Wiley Miller’s Non Sequitur is more stylish and more
complex in its art than the work of Adams and Pastis, but it still works well
in page-a-day format, because most of the time Non Sequitur is a single-panel strip. Miller goes for intellectual
and esoteric comments some of the time, as in the “Libertarian Ice Fishing” panel
showing that someone has fallen through the ice and drowned, with one man
telling another, “I told you the free market could determine if it’s safe or
not.” Then there is the panel in which a monk is carefully lettering an
illuminated manuscript with the words, “Once upon a time, in a galaxy far far
away,” while another monk looks heavenward and exclaims, “Forgive him – he’s
from California.” Also here is “The Job Market for Philosophy Majors,” with a
waiter telling diners that “entrées
come with a choice of quotes by Nietzsche, Chomsky or Goethe.” Non Sequitur means “it does not follow,”
which allows Wiley to take his work in any direction he chooses without
connecting one day to the next. But sometimes he likes to make connections, as in mini-stories featuring
super-cynical Danae – for which Wiley generally divides each of his single
panels into four, allowing him to explore the little girl’s frequent proclamations
of outrage, including outrage at her father for “not taking my outrage
seriously.” A lot of the Non Sequitur
punchiness comes from its passing social commentary, as in the panel in which a
man using a metal detector on the beach explains, “It’s not a hobby. It’s my
pension plan.” Or, in another beach scene, “The Free Market Celebration of
Labor Day,” the lifeguard station has a sign on it: “Lifeguard on duty
somewhere in India.” The full-color Non
Sequitur panels in this calendar are perfect for a year in which –
guaranteed – the days will follow
each other, but what happens during them will not necessarily follow at all.

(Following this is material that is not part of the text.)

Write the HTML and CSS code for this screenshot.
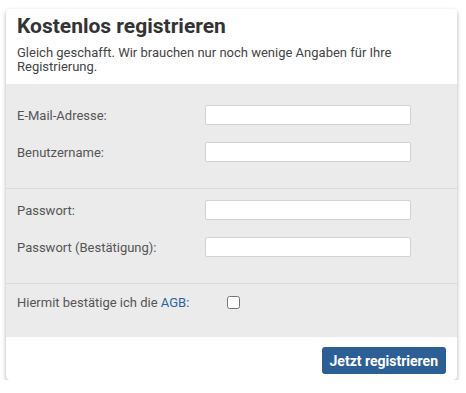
FILE: index.html
```html
<!DOCTYPE html>
<html lang="de">
<head>
    <meta charset="UTF-8">
    <meta name="viewport" content="width=device-width, initial-scale=1.0">
    <title>Kostenlos registrieren</title>
    <link rel="stylesheet" href="styles.css">
</head>
<body>
    <div class="card">
        <div class="card-head">
            <h1>Kostenlos registrieren</h1>
            <p class="intro">Gleich geschafft. Wir brauchen nur noch wenige Angaben für Ihre Registrierung.</p>
        </div>

        <div class="card-body">
            <div class="section section-first">
                <div class="form-row">
                    <label for="email">E-Mail-Adresse:</label>
                    <input type="text" id="email">
                </div>
                <div class="form-row">
                    <label for="username">Benutzername:</label>
                    <input type="text" id="username">
                </div>
            </div>

            <div class="section">
                <div class="form-row">
                    <label for="pw">Passwort:</label>
                    <input type="password" id="pw">
                </div>
                <div class="form-row">
                    <label for="pw2">Passwort (Bestätigung):</label>
                    <input type="password" id="pw2">
                </div>
            </div>

            <div class="section section-last">
                <div class="form-row check-row">
                    <label for="agb">Hiermit bestätige ich die <a href="#">AGB</a>:</label>
                    <input type="checkbox" id="agb">
                </div>
            </div>
        </div>

        <div class="card-foot">
            <button type="button">Jetzt registrieren</button>
        </div>
    </div>
</body>
</html>
```

FILE: styles.css
```css
body {
    margin: 0;
    padding: 9px 0 0 6px;
    background: #fff;
    font-family: Roboto, "Liberation Sans", Arial, sans-serif;
    color: #555;
}
.card {
    width: 451px;
    background: #fff;
    border-radius: 4px;
    box-shadow: 0 2px 4px rgba(0,0,0,0.32);
    overflow: hidden;
}
.card-head {
    padding: 5px 11px 10px;
}
h1 {
    margin: 0;
    font-size: 21px;
    line-height: 25px;
    font-weight: bold;
    color: #333;
}
.intro {
    margin: 7px 0 0;
    font-size: 13px;
    line-height: 14px;
    color: #444;
}
.card-body {
    background: #ebebeb;
}
.section {
    padding: 11px 11px 26px;
    border-bottom: 1px solid #d9d9d9;
}
.section-first {
    padding-top: 21px;
}
.section-last {
    padding-top: 8px;
    padding-bottom: 25px;
    border-bottom: none;
}
.form-row {
    display: flex;
    align-items: center;
    height: 20px;
}
.form-row + .form-row {
    margin-top: 17px;
}
label {
    width: 188px;
    font-size: 13px;
    color: #555;
}
label a {
    color: #2a64a0;
    text-decoration: none;
}
input[type="text"], input[type="password"] {
    width: 206px;
    height: 20px;
    margin: 0;
    padding: 2px 5px;
    border: 1px solid #d2d2d2;
    border-radius: 2px;
    background: #fff;
    box-sizing: border-box;
}
.check-row label {
    width: 210px;
}
input[type="checkbox"] {
    width: 13px;
    height: 13px;
    margin: 0;
}
.card-foot {
    display: flex;
    justify-content: flex-end;
    padding: 10px 11px 6px;
}
button {
    height: 27px;
    padding: 0 8px;
    border: none;
    border-radius: 3px;
    background: #2d5f97;
    color: #fff;
    font-family: Roboto, "Liberation Sans", Arial, sans-serif;
    font-size: 14px;
    font-weight: bold;
    cursor: pointer;
}
```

Also in full color, but more
traditional in approach and less sophisticated – and still a lot of fun – the Big Nate 2014 calendar by Lincoln Peirce
celebrates the ups and downs of 12-year-old Nate Wright, genius (he says) and
super-popular man-about-town (he also says) and, for that matter, a budding
cartoonist himself. Nate’s lack of self-awareness, his slovenliness, and his
general cluelessness about his effect on other people are among the ongoing themes
of Peirce’s strip, and they come through quite well in page-a-day-calendar
form. In one strip, Nate comes up with a new school motto: “Sucking the life
out of students for almost a century.” In a series, Nate tries to find a store
to sponsor his baseball team, and ends up asking mall kiosks to do so. In
another, Nate finds out how much money romance novels bring in annually and
decides to write one. And then there are the mashed potatoes in the faculty
lounge for “prank day.” And the series in which Nate pulls out his eyelashes to
try to get wishes to come true. And Nate’s pride in getting kept after school
so often: “I like to think of all my
detentions as outstanding.” Nate is quite a character – and his antics provide
a full year of fun for everyone who knows him or is just getting a chance to
make his acquaintance.
Of course, comic-strip-based
calendars are only for people who know the strips and enjoy them. But they are
scarcely the only amusing page-a-day offerings out there for 2014. If you want
amusement but are not a comic-strip fan, you can always try Signspotting, whose subtitle makes the
calendar’s topic abundantly clear: “Absurd & Amusing Signs from Around the
World.” Absurd they certainly are. In Ghana, there is a barber shop called “Rely
on God Hair Cut.” In Colorado, an “Information” sign points to a tree – wood
you expect to learn a lot that way? A sign in Ireland offers “Washed Rooster.” At
a Minnesota zoo, the main sign says “open 365 days a year” and the smaller one
underneath says “building closed.” A British restaurant offers “bugers.” In
Vermont, a labeled emergency exit bears a second sign: “Open door slowly.” In
Spokane, Washington, a highway sign proclaims, “End Future 395.” A Belgian
nightspot is labeled “Delicious Floor.” A food special in Monroe, Washington,
proclaims, “Buy one Fish & Chips for the price of two and receive a second
Fish & Chips absolutely free!” Compiled by Doug Lansky, these signs are
sometimes hilarious, sometimes silly, sometimes obvious, sometimes appropriate
in a goofy way – and always amusing enough to brighten your day when you tear
off one page and move on to the next. And sometimes they really do make you
wonder what the sign-posters were thinking, as in the Mill Valley, California
photo of two signs on the same post – the top one saying “Not a Through Street”
and the bottom one pointing straight ahead and indicating “Evacuation Route.”
Just the sort of daily touch of absurdity you can use to help you get through everyday
foibles – day after day throughout the year to come.